The crisis has worsened to almost a stage of desperation. About a month ago, Finance Minister Karunanayake, at a meeting with local bankers, reportedly asked them to lower stringent rules on foreign exchange inflows (through investment or parking funds in Colombo) to allow any amount of $1 million and below on a “no questions asked” basis and to apply the rules only on any inflow above this figure. Bankers however protested saying strict rules on anti money laundering and anti terrorism funding are in place and no bank will risk ignoring these rules to help the government shore up its reserves position.
It was in this backdrop that Wickremesinghe and his team proceeded to Davos for the WEF parley where the world’s rich and famous meet once a year to discuss the global economy, its future and what it means to business. During the trip, the Sri Lankan Premier met top officials from multinational banks and heads of business conglomerates. Among the promises, a top Microsoft executive promised to step up investment in Sri Lanka while both the Managing Director of the IMF Christine Lagarde and ADB President Takehiko Nakao agreed to Sri Lanka’s request for a financial bailout.
An IMF team is now due in the island next month while the ADB has agreed to send a mission in the same month, in an exercise that Sri Lanka hopes will garner more than $1 billion in support as a buffer against dwindling foreign reserves and to fund infrastructure, thus reducing foreign borrowing needs.
A volatile global environment where China’s growth spurt has been stalled and oil prices have crashed is blurring economies across the world. While crashing oil prices – now below $30 per barrel - should have resuscitated economies like imported oil-dependent Sri Lanka and further helped by an additional bonus of economic sanctions being lifted on Iran, this is not the case.
Lower oil incomes means the Middle East, one of the Colombo’s biggest tea buyers, could be buying less tea. Ironically Iran was a big tea buyer with Colombo’s tea shipped through different ports to reach Tehran, and the lifting of sanctions would ideally have seen a spurt in tea exports from Sri Lanka which is also facing a crisis from its biggest tea buyer, Russia, where the Rouble has crashed. As it is now, the status quo remains.
Eminent economist Dr. Saman Kelegama, Executive Director of Sri Lanka’s top think tank, Institute of Policy Studies (IPS), was quoted in a local newspaper as saying that while there is a need for IMF assistance, such support doesn’t come without conditions tied to structural reforms.
“Although Sri Lanka received IMF assistance in 2009, under quite lax conditions, we must not be deceived into thinking that things will be as easy this time around. In 2009 the world economy was reeling from the world financial crisis and the (former President Mahinda) Rajapaksa administration had access to what seemed like unlimited assistance from China. Thus, we were in a better position and the IMF was feeling particularly generous. But, it would be a miracle if we get off easy this time around,” he has said.

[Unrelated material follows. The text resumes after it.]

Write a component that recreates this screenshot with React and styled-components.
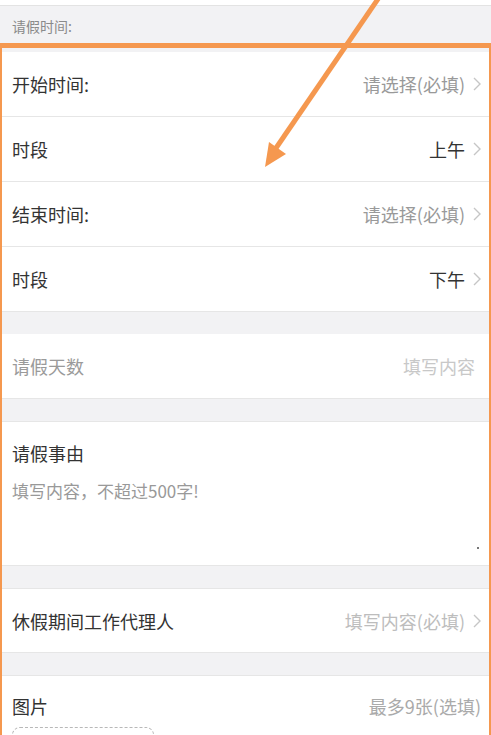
import React from 'react'
import styled, { createGlobalStyle } from 'styled-components'

const GlobalStyle = createGlobalStyle`
  html, body {
    margin: 0;
    padding: 0;
    background: #f2f2f4;
    font-family: "Noto Sans CJK SC", "Noto Sans", sans-serif;
    overflow: hidden;
  }
`

const Page = styled.div`
  position: relative;
  width: 491px;
  height: 735px;
  overflow: hidden;
  background: #f2f2f4;
`

const TopStrip = styled.div`
  height: 5px;
  background: #fff;
  border-bottom: 1px solid #e3e3e3;
`

const SectionTitle = styled.div`
  height: 46px;
  padding: 0 12px 6px;
  box-sizing: border-box;
  display: flex;
  align-items: center;
  font-size: 14px;
  color: #8a8a8a;
`

const Group = styled.div`
  background: #fff;
  margin-bottom: ${p => p.gap || 0}px;
`

const Row = styled.div`
  height: 65px;
  box-sizing: border-box;
  display: flex;
  align-items: center;
  justify-content: space-between;
  padding: 0 10px 0 12px;
  border-bottom: 1px solid #e6e6e6;
  border-top: ${p => (p.topLine ? '1px solid #e6e6e6' : 'none')};
`

const Label = styled.span`
  font-size: 18px;
  color: ${p => (p.muted ? '#9a9a9a' : '#333')};
`

const Value = styled.span`
  display: flex;
  align-items: center;
  gap: 8px;
  font-size: 18px;
  color: ${p => p.color || '#999'};
  margin-right: ${p => p.inset || 0}px;
`

const Area = styled.div`
  height: 145px;
  box-sizing: border-box;
  position: relative;
  padding: 18px 12px 0;
  border-bottom: 1px solid #e6e6e6;
  border-top: 1px solid #e6e6e6;
`

const AreaHint = styled.div`
  margin-top: 12px;
  font-size: 17px;
  color: #999;
`

const Dot = styled.span`
  position: absolute;
  right: 12px;
  bottom: 16px;
  width: 2px;
  height: 2px;
  background: #777;
`

const PhotoRow = styled.div`
  padding: 17px 10px 0 12px;
  border-top: 1px solid #e6e6e6;
`

const PhotoHead = styled.div`
  display: flex;
  justify-content: space-between;
  align-items: center;
`

const Upload = styled.div`
  margin-top: 8px;
  width: 140px;
  height: 100px;
  border: 1.5px dashed #b8b8b8;
  border-radius: 8px;
`

const Frame = styled.div`
  position: absolute;
  left: -3px;
  top: 43px;
  width: 487px;
  height: 720px;
  border: 5px solid #f5984f;
  pointer-events: none;
`

const Arrow = styled.svg`
  position: absolute;
  left: 0;
  top: 0;
  pointer-events: none;
`

const Chevron = () => (
  <svg width="8" height="14" viewBox="0 0 8 14">
    <polyline points="1,1 7,7 1,13" fill="none" stroke="#c6c6c6" strokeWidth="1.4" />
  </svg>
)

const SelectRow = ({ label, value, color, topLine }) => (
  <Row topLine={topLine}>
    <Label>{label}</Label>
    <Value color={color}>
      {value}
      <Chevron />
    </Value>
  </Row>
)

export default function App() {
  return (
    <Page>
      <GlobalStyle />
      <TopStrip />
      <SectionTitle>请假时间:</SectionTitle>
      <Group gap={22}>
        <SelectRow label="开始时间:" value="请选择(必填)" />
        <SelectRow label="时段" value="上午" color="#333" />
        <SelectRow label="结束时间:" value="请选择(必填)" />
        <SelectRow label="时段" value="下午" color="#333" />
      </Group>
      <Group gap={22}>
        <Row>
          <Label muted>请假天数</Label>
          <Value color="#c8c8c8" inset={6}>填写内容</Value>
        </Row>
      </Group>
      <Group gap={22}>
        <Area>
          <Label>请假事由</Label>
          <AreaHint>填写内容，不超过500字!</AreaHint>
          <Dot />
        </Area>
      </Group>
      <Group gap={22}>
        <SelectRow topLine label="休假期间工作代理人" value="填写内容(必填)" color="#bdbdbd" />
      </Group>
      <Group>
        <PhotoRow>
          <PhotoHead>
            <Label>图片</Label>
            <Value color="#aaa">最多9张(选填)</Value>
          </PhotoHead>
          <Upload />
        </PhotoRow>
      </Group>
      <Frame />
      <Arrow width="491" height="735" viewBox="0 0 491 735">
        <line x1="380" y1="-4" x2="274" y2="151" stroke="#f5984f" strokeWidth="5" />
        <polygon points="265,167 269,142 286,154" fill="#f5984f" />
      </Arrow>
    </Page>
  )
}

Also under preparation is a 3-year economic policy strategy being put together by a team of Harvard University dons along with Sri Lankan experts in an initiative to be funded by Hungarian-American billionaire George Soros.
Add the economic woes to the burden of managing and holding together a government which is made up of two of the country’s main political parties and, until a year ago, were diametrically opposed to each other, and Sri Lanka is in for some challenging times – and more likely stressful times - this year.    

 

The writer is Consultant Business Editor at The Sunday Times, Sri Lanka.